Stated problem ▸ Below is a listing; copy all of it exactly.
##### Dataset content #####
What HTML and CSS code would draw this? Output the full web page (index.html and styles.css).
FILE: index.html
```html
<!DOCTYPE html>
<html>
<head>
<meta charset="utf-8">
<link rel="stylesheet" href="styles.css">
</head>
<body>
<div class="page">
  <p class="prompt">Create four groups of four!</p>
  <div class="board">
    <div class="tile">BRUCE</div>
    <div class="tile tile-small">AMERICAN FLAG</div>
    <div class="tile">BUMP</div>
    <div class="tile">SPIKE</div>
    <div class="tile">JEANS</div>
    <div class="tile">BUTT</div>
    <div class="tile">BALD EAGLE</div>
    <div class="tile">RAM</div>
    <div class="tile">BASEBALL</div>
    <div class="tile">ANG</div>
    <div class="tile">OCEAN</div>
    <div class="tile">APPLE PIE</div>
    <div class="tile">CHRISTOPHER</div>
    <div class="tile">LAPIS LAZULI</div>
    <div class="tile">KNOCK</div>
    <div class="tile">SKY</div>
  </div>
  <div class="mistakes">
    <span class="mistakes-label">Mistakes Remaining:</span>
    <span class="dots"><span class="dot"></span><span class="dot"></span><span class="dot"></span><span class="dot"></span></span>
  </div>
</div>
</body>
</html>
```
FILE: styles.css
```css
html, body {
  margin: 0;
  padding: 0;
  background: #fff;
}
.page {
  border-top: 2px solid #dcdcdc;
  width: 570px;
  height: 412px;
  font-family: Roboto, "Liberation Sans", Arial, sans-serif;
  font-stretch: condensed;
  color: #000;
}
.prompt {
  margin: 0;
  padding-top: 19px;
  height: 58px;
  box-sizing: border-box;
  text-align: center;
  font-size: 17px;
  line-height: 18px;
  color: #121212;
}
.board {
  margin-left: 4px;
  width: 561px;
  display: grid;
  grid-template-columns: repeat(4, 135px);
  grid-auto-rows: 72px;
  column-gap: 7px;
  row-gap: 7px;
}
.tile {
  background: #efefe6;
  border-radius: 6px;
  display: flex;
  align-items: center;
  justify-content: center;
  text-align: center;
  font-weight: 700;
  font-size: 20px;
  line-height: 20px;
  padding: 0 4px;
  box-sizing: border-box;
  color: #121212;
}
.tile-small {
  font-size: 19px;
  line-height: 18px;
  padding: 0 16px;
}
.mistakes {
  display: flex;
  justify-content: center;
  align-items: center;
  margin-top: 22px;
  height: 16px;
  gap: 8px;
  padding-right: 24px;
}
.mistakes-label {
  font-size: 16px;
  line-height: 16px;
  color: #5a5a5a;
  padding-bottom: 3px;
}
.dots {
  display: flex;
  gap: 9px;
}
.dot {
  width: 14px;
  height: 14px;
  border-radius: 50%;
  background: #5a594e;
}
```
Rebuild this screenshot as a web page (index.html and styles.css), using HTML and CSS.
#####
Expected answer ▸
What HTML and CSS code would draw this? Output the full web page (index.html and styles.css).
FILE: index.html
```html
<!DOCTYPE html>
<html>
<head>
<meta charset="utf-8">
<link rel="stylesheet" href="styles.css">
</head>
<body>
<div class="page">
  <p class="prompt">Create four groups of four!</p>
  <div class="board">
    <div class="tile">BRUCE</div>
    <div class="tile tile-small">AMERICAN FLAG</div>
    <div class="tile">BUMP</div>
    <div class="tile">SPIKE</div>
    <div class="tile">JEANS</div>
    <div class="tile">BUTT</div>
    <div class="tile">BALD EAGLE</div>
    <div class="tile">RAM</div>
    <div class="tile">BASEBALL</div>
    <div class="tile">ANG</div>
    <div class="tile">OCEAN</div>
    <div class="tile">APPLE PIE</div>
    <div class="tile">CHRISTOPHER</div>
    <div class="tile">LAPIS LAZULI</div>
    <div class="tile">KNOCK</div>
    <div class="tile">SKY</div>
  </div>
  <div class="mistakes">
    <span class="mistakes-label">Mistakes Remaining:</span>
    <span class="dots"><span class="dot"></span><span class="dot"></span><span class="dot"></span><span class="dot"></span></span>
  </div>
</div>
</body>
</html>
```
FILE: styles.css
```css
html, body {
  margin: 0;
  padding: 0;
  background: #fff;
}
.page {
  border-top: 2px solid #dcdcdc;
  width: 570px;
  height: 412px;
  font-family: Roboto, "Liberation Sans", Arial, sans-serif;
  font-stretch: condensed;
  color: #000;
}
.prompt {
  margin: 0;
  padding-top: 19px;
  height: 58px;
  box-sizing: border-box;
  text-align: center;
  font-size: 17px;
  line-height: 18px;
  color: #121212;
}
.board {
  margin-left: 4px;
  width: 561px;
  display: grid;
  grid-template-columns: repeat(4, 135px);
  grid-auto-rows: 72px;
  column-gap: 7px;
  row-gap: 7px;
}
.tile {
  background: #efefe6;
  border-radius: 6px;
  display: flex;
  align-items: center;
  justify-content: center;
  text-align: center;
  font-weight: 700;
  font-size: 20px;
  line-height: 20px;
  padding: 0 4px;
  box-sizing: border-box;
  color: #121212;
}
.tile-small {
  font-size: 19px;
  line-height: 18px;
  padding: 0 16px;
}
.mistakes {
  display: flex;
  justify-content: center;
  align-items: center;
  margin-top: 22px;
  height: 16px;
  gap: 8px;
  padding-right: 24px;
}
.mistakes-label {
  font-size: 16px;
  line-height: 16px;
  color: #5a5a5a;
  padding-bottom: 3px;
}
.dots {
  display: flex;
  gap: 9px;
}
.dot {
  width: 14px;
  height: 14px;
  border-radius: 50%;
  background: #5a594e;
}
```
Rebuild this screenshot as a web page (index.html and styles.css), using HTML and CSS.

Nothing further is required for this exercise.